Diesen Ausführungen ist zu entgegnen, daß die gesetzlich vorgesehene Meldepflicht ihren Grund darin findet, daß die Behörden der Arbeitsmarktverwaltung aufgrund des massenhaften Auftretens gleichartiger Verwaltungssachen naturgemäß nicht in der Lage sind, den Fortbestand der Anspruchsvoraussetzungen von Amts wegen in jedem Einzelfall im Auge zu behalten und regelmäßig zu überprüfen, um daraus gegebenenfalls die Konsequenzen für den Leistungsanspruch zu ziehen. Die Meldung soll dem betreffenden Verwaltungsakt angeschlossen und zum Gegenstand der weiteren Bearbeitung durch den zuständigen Referenten gemacht werden. Diesen Zweck kann die Meldung aber nur dann erfüllen, wenn sie vom Meldepflichtigen selbst stammt bzw. dies aus der Meldung ersichtlich ist. Es kann im gegebenen Zusammenhang unerörtert bleiben, wie weit die meldepflichtige Person verpflichtet ist, durch Angabe individualisierender Merkmale (Vornamen, Zuname, Geburtsdatum, Versicherungsnummer, Adresse) diesen Effekt möglichst sicherzustellen oder ob der Meldepflicht auch dann Genüge getan werden kann, wenn die eine oder andere dieser Angaben fehlt, weil es sich im Beschwerdefall - wie aus dem mit der Beschwerde vorgelegten und darin bezogenen "Muster" hervorgeht - um die Meldung der Ehegattin des Beschwerdeführers zu deren Versicherungsnummer handelt und damit - wie die belangte Behörde frei von Rechtsirrtum erkannt hat - nicht um die Meldung des Beschwerdeführers. Ob es aufgrund der Organisation des Arbeitsmarktservice möglich gewesen wäre, daß dem zuständigen Referenten bei Bearbeitung des Aktes der Ehegattin des Beschwerdeführers der Umstand seines Leistungsbezuges auffallen und ob dies zu einer Einstellung auch der Leistungen des Beschwerdeführers hätte führen können, ist nicht maßgeblich, zumal die Verletzung der Meldepflicht im Sinne der Verschweigung maßgeblicher Tatsachen für den Bezug als Begründung des Rückforderungstatbestandes ausreicht (vgl. Dirschmied, Arbeitslosenversicherungsrecht3, 2.2. zu § 25). Da der Beschwerdeführer - wie aus seinem Vorbringen hervorgeht - bewußt keine eigene Meldung erstattet hat, liegt auch eine vorsätzliche Verletzung der Meldepflicht vor.

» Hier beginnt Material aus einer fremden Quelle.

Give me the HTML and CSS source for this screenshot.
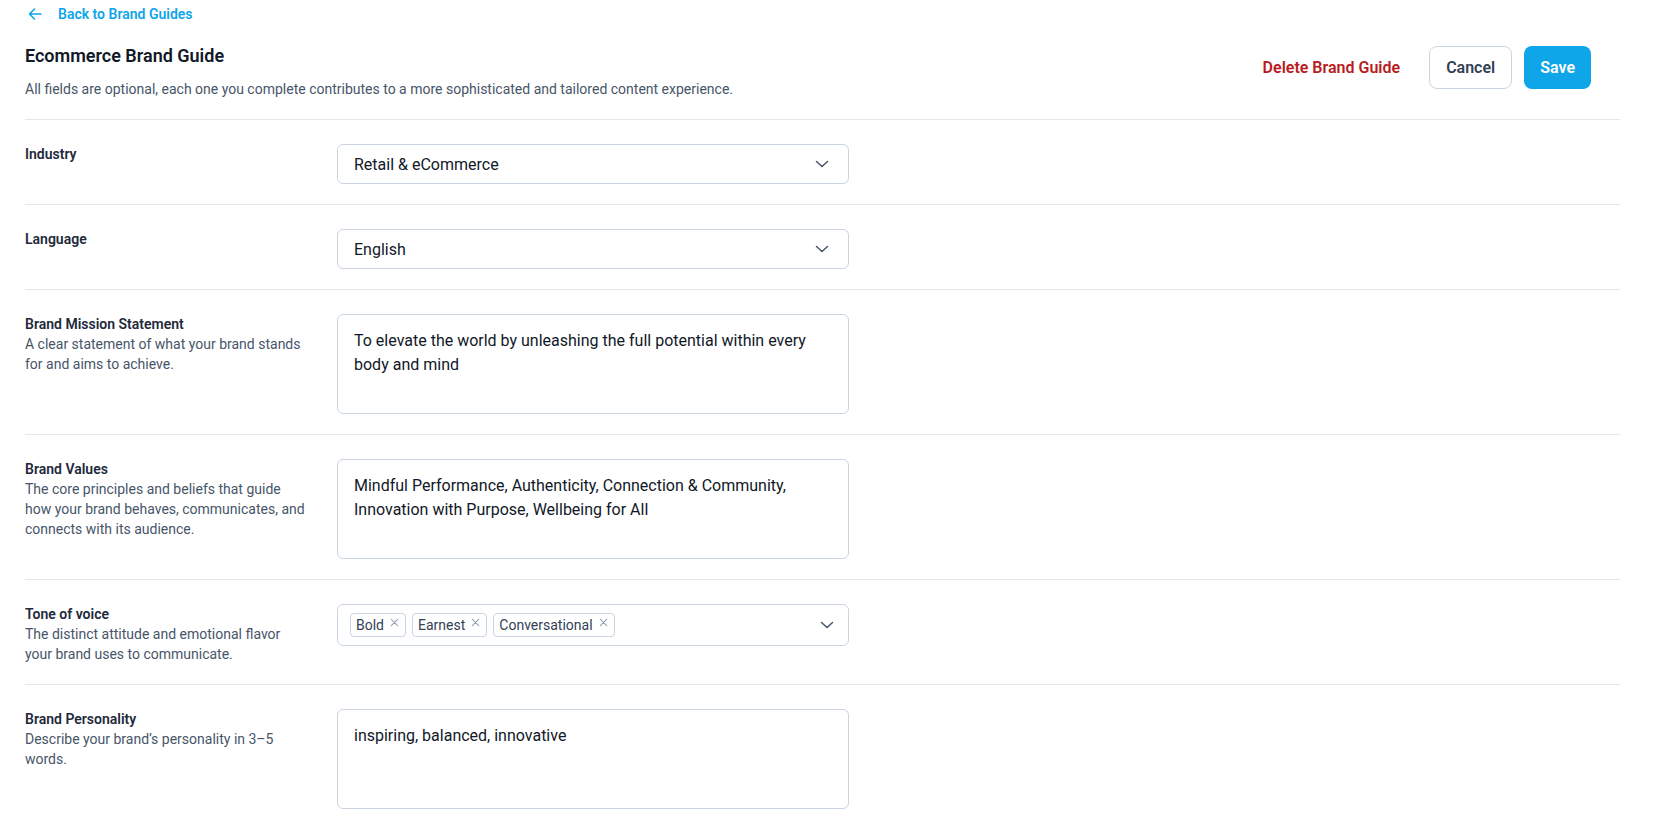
FILE: index.html
```html
<!DOCTYPE html>
<html>
<head>
    <title>Ecommerce Brand Guide</title>
    <meta charset="UTF-8">
    <link rel="stylesheet" href="styles.css">
</head>
<body>
    <div class="page">
        <a class="back-link" href="#">
            <svg width="20" height="20" viewBox="0 0 20 20" fill="none" stroke="currentColor" stroke-width="1.6" stroke-linecap="round" stroke-linejoin="round">
                <path d="M16 10H4.5M9.5 5L4.5 10l5 5"/>
            </svg>
            Back to Brand Guides
        </a>

        <div class="guide-header">
            <div>
                <h1 class="guide-title">Ecommerce Brand Guide</h1>
                <p class="guide-intro">All fields are optional, each one you complete contributes to a more sophisticated and tailored content experience.</p>
            </div>
            <div class="actions">
                <button class="btn btn-danger">Delete Brand Guide</button>
                <button class="btn btn-outline">Cancel</button>
                <button class="btn btn-primary">Save</button>
            </div>
        </div>

        <div class="field">
            <div class="field-label">
                <div class="field-name">Industry</div>
            </div>
            <div class="select">
                <span>Retail &amp; eCommerce</span>
                <svg class="chevron" width="20" height="20" viewBox="0 0 20 20" fill="none" stroke="currentColor" stroke-width="1.5" stroke-linecap="round" stroke-linejoin="round"><path d="M4.5 7.5L10 12.5l5.5-5"/></svg>
            </div>
        </div>

        <div class="field">
            <div class="field-label">
                <div class="field-name">Language</div>
            </div>
            <div class="select">
                <span>English</span>
                <svg class="chevron" width="20" height="20" viewBox="0 0 20 20" fill="none" stroke="currentColor" stroke-width="1.5" stroke-linecap="round" stroke-linejoin="round"><path d="M4.5 7.5L10 12.5l5.5-5"/></svg>
            </div>
        </div>

        <div class="field">
            <div class="field-label">
                <div class="field-name">Brand Mission Statement</div>
                <div class="field-help">A clear statement of what your brand stands for and aims to achieve.</div>
            </div>
            <textarea class="textarea">To elevate the world by unleashing the full potential within every body and mind</textarea>
        </div>

        <div class="field">
            <div class="field-label">
                <div class="field-name">Brand Values</div>
                <div class="field-help">The core principles and beliefs that guide how your brand behaves, communicates, and connects with its audience.</div>
            </div>
            <textarea class="textarea">Mindful Performance, Authenticity, Connection &amp; Community, Innovation with Purpose, Wellbeing for All</textarea>
        </div>

        <div class="field">
            <div class="field-label">
                <div class="field-name">Tone of voice</div>
                <div class="field-help">The distinct attitude and emotional flavor your brand uses to communicate.</div>
            </div>
            <div class="select tag-select">
                <div class="tags">
                    <span class="tag">Bold <svg width="9" height="9" viewBox="0 0 10 10" stroke="currentColor" stroke-width="1.2" stroke-linecap="round"><path d="M1.5 1.5l7 7M8.5 1.5l-7 7"/></svg></span>
                    <span class="tag">Earnest <svg width="9" height="9" viewBox="0 0 10 10" stroke="currentColor" stroke-width="1.2" stroke-linecap="round"><path d="M1.5 1.5l7 7M8.5 1.5l-7 7"/></svg></span>
                    <span class="tag">Conversational <svg width="9" height="9" viewBox="0 0 10 10" stroke="currentColor" stroke-width="1.2" stroke-linecap="round"><path d="M1.5 1.5l7 7M8.5 1.5l-7 7"/></svg></span>
                </div>
                <svg class="chevron" width="20" height="20" viewBox="0 0 20 20" fill="none" stroke="currentColor" stroke-width="1.5" stroke-linecap="round" stroke-linejoin="round"><path d="M4.5 7.5L10 12.5l5.5-5"/></svg>
            </div>
        </div>

        <div class="field">
            <div class="field-label">
                <div class="field-name">Brand Personality</div>
                <div class="field-help">Describe your brand’s personality in 3–5 words.</div>
            </div>
            <textarea class="textarea">inspiring, balanced, innovative</textarea>
        </div>
    </div>
</body>
</html>
```

FILE: styles.css
```css
/* Brand guide editor */
* {
    box-sizing: border-box;
}

body {
    margin: 0;
    font-family: Roboto, "Liberation Sans", sans-serif;
    color: #111827;
    background-color: #fff;
}

.page {
    padding: 4px 33px 0 25px;
}

.back-link {
    display: flex;
    align-items: center;
    gap: 13px;
    height: 20px;
    color: #0ea5e9;
    font-size: 14px;
    font-weight: 600;
    text-decoration: none;
}

/* Header */
.guide-header {
    display: flex;
    justify-content: space-between;
    align-items: flex-start;
    margin-top: 18px;
    padding-bottom: 20px;
}

.guide-title {
    margin: 0;
    font-size: 18px;
    line-height: 28px;
    font-weight: 600;
    color: #111827;
}

.guide-intro {
    margin: 9px 0 0;
    font-size: 14px;
    line-height: 20px;
    color: #475569;
}

.actions {
    display: flex;
    gap: 12px;
    margin-top: 4px;
    margin-right: 29px;
}

.btn {
    height: 43px;
    padding: 0 16px;
    border: 1px solid transparent;
    border-radius: 8px;
    background: none;
    font-family: inherit;
    font-size: 16px;
    font-weight: 600;
    cursor: pointer;
}

.btn-danger {
    color: #b91c1c;
}

.btn-outline {
    border-color: #cbd5e1;
    color: #334155;
}

.btn-primary {
    padding: 0 15px;
    background-color: #0ea5e9;
    color: #fff;
}

/* Form rows */
.field {
    display: grid;
    grid-template-columns: 288px 512px;
    gap: 24px;
    padding: 24px 0 20px;
    border-top: 1px solid #e5e7eb;
    align-items: start;
}

.field-label {
    padding-right: 6px;
}

.field-name {
    font-size: 14px;
    line-height: 20px;
    font-weight: 600;
    color: #1e293b;
}

.field-help {
    font-size: 14px;
    line-height: 20px;
    color: #475569;
}

.select {
    display: flex;
    align-items: center;
    justify-content: space-between;
    height: 40px;
    padding: 0 16px;
    border: 1px solid #cbd5e1;
    border-radius: 6px;
    font-size: 16px;
    color: #111827;
}

.chevron {
    color: #475569;
    flex-shrink: 0;
}

.tag-select {
    height: 42px;
    padding: 0 11px 0 12px;
}

.tags {
    display: flex;
    gap: 6px;
}

.tag {
    display: inline-flex;
    align-items: center;
    gap: 6px;
    height: 24px;
    padding: 0 6px 0 5px;
    border: 1px solid #cbd5e1;
    border-radius: 4px;
    font-size: 14px;
    color: #334155;
}

.tag svg {
    color: #94a3b8;
    margin-top: -5px;
}

.textarea {
    display: block;
    width: 100%;
    height: 100px;
    padding: 14px 16px 10px;
    border: 1px solid #cbd5e1;
    border-radius: 6px;
    font-family: inherit;
    font-size: 16px;
    line-height: 24px;
    color: #111827;
    resize: none;
    outline: none;
}
```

Da der Beschwerdeführer im übrigen nicht bestreitet, daß ihm im maßgebenden Zeitraum vom 1. Oktober 1996 bis 31. Mai 1997 aufgrund der Höhe des Arbeitsverdienstes seiner Ehegattin Pensionsvorschuß als Notstandshilfe nicht zustand (zum Widerruf der Leistung liegt kein wie immer geartetes Beschwerdevorbringen vor), erfolgte die Rückforderung der Notstandshilfe im Sinne des § 25 Abs. 1 AlVG schon deshalb zu Recht, ohne daß die eingangs erwähnte Frage der Verletzung von Verfahrensvorschriften noch geprüft werden müßte.

Da somit schon aus der Beschwerde zu entnehmen ist, daß die behauptete Rechtsverletzung nicht vorliegt, konnte sie gemäß § 35 Abs. 1 VwGG in nichtöffentlicher Sitzung als unbegründet abgewiesen werden.